You can use the experimental beatmap collection browser by extracting your beatmaps to the ~/.oshu/beatmaps/ directory, the running oshu-library build-index. Point your browser to the path it tells you and start playing. Note that for your browser to open the beatmaps with oshu!, you need to make sure the desktop integration is properly set up. See the section below.

Install

Note: oshu! is still in an early stage of development. Don't expect it to be amazing. It doesn't even have a menu to select songs, you need to call it from the command line like $ oshu my_beatmap.osu.

First of all, make sure you have the required dependencies. These things are so common that I may assure you they're in your distribution's official repositories.

  • CMake 3.9,
  • a C++14 compiler,
  • pkg-config,
  • SDL2 ≥ 2.0.5,
  • SDL2_image 2.0.1,
  • ffmpeg 3.3.6,
  • cairo 1.14.8,
  • pango 1.40.14.

Note that the versions specified above are indicative. It is very likely your build will work with older or newer versions. If you need support for a specific version, feel free to ask.

To build oshu!, follow the standard CMake procedure:

mkdir build
cd build
cmake -DCMAKE_INSTALL_PREFIX=~/.local -DOSHU_DEFAULT_SKIN=osu ..
make && make install

If you do use the $HOME/.local prefix, make sure you add ~/.local/bin to your PATH, or invoke oshu! by specifying the full path like ~/.local/bin/oshu BEATMAP.osu.

The -DOSHU_DEFAULT_SKIN=osu causes CMake to download the default osu! skin and make it the default. If you're satisfied with the minimal skin, or if you can't connect to Internet, you may leave out this option, or write out explicitly -DOSHU_DEFAULT_SKIN=minimal.

If you want to install skins without making them the default, you can list them like -DOSHU_SKINS=minimal;osu.

The files required for desktop integration are deployed with make install, but you may need to refresh the cache databases yourself. Note that package managers are usually good at refreshing them automatically.

You may force the refreshing with:

update-desktop-database $PREFIX/share/applications
update-mime-database $PREFIX/share/mime

Goals

Let's clarify the goals before we stray too far away from them.

These things are the raison d'être of oshu:

  • All the Osu beatmaps should be playable.
  • The game should run on the lowest-end millenial computer one can find.

This means if you find an unsupported beatmap or a computer too slow to run oshu, feel free to submit a bug report.

The first versions are going to focus on the regular game mode, and hopefully oshu will support more game modes someday.

Since it's a hobby project, the feature set will be probably be quite limited for a while.
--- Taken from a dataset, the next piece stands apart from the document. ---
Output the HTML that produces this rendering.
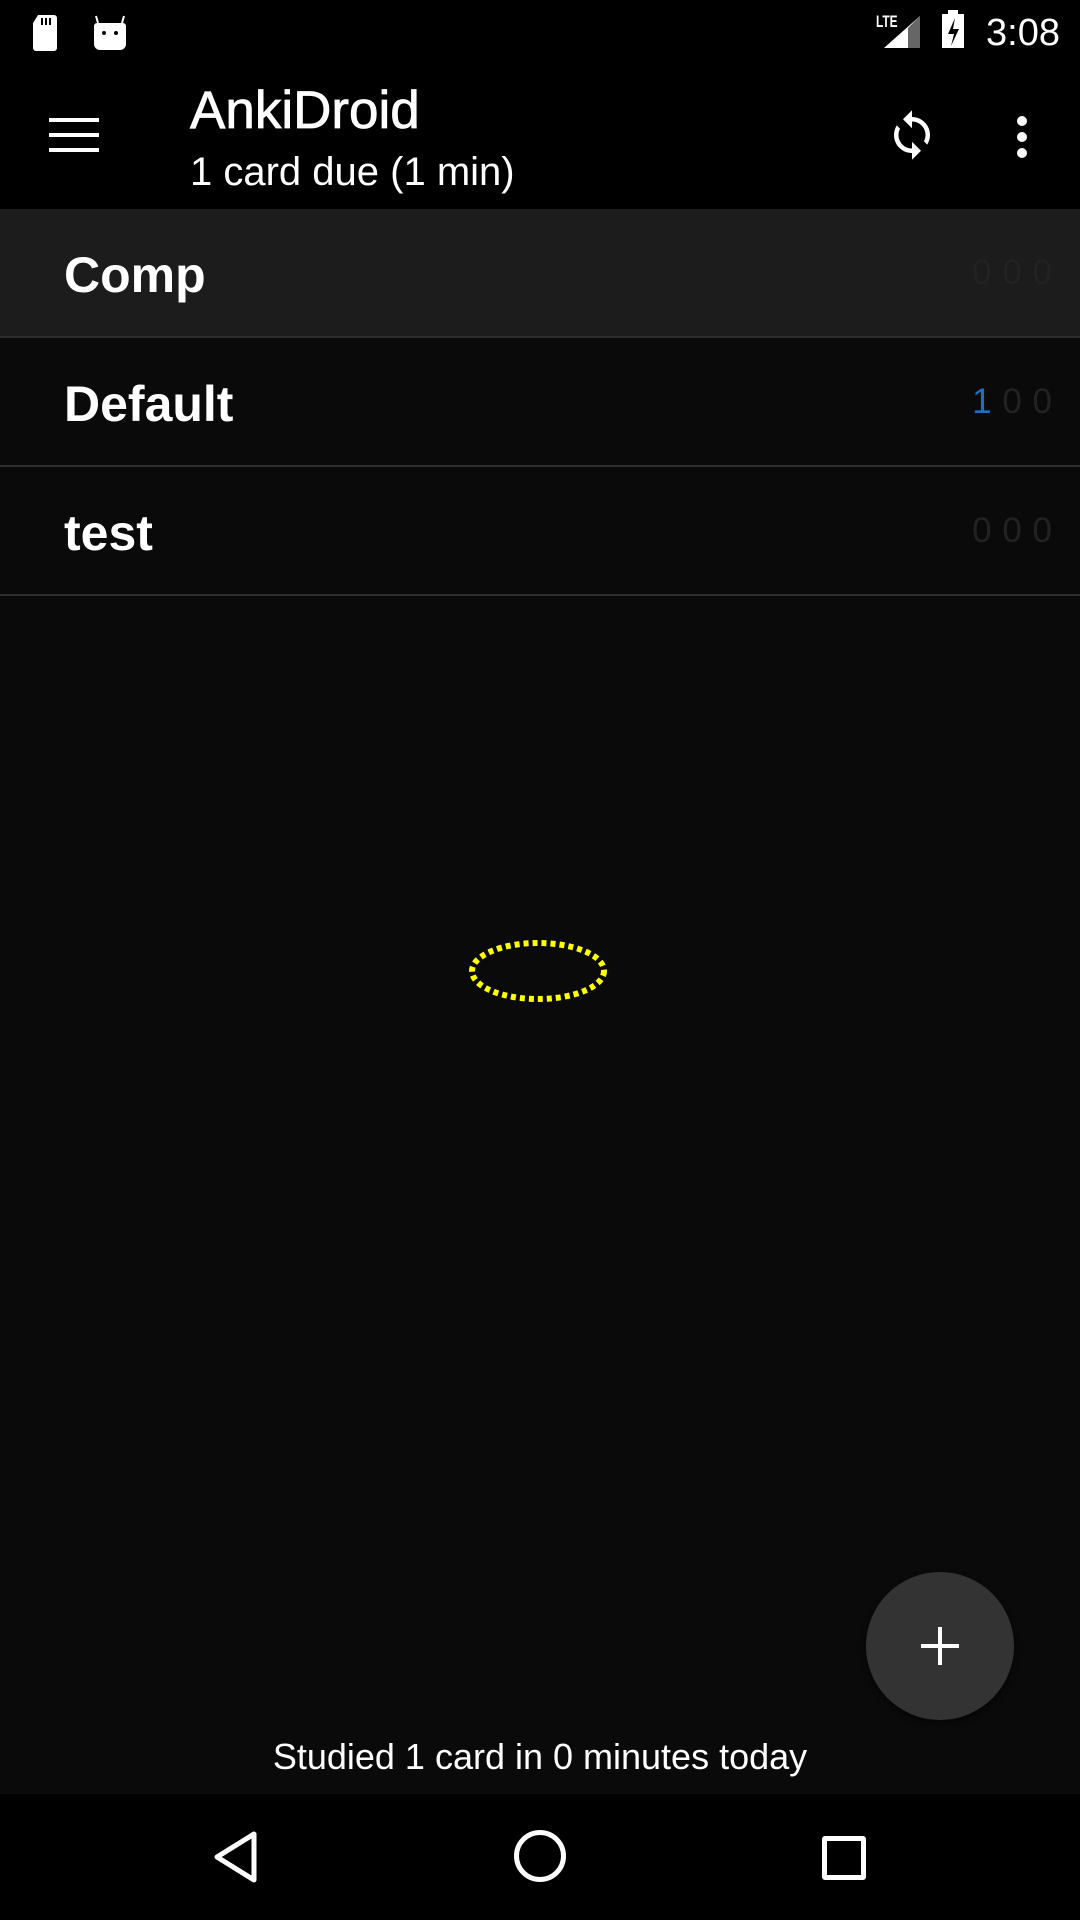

For example:

  • No health bar.
  • No spinner. (I hate those.)
  • No network play.
  • No video background.
  • No fancy visual effects.

But it just means I probably won't have the time to work on these. These limitations are not a design choice. Contributions are welcome!

Documentation

The user manual's man page is installed in the standard man directory, but you may view it directly from share/man/.

For the technical documentation, please look at CONTRIBUTING.md.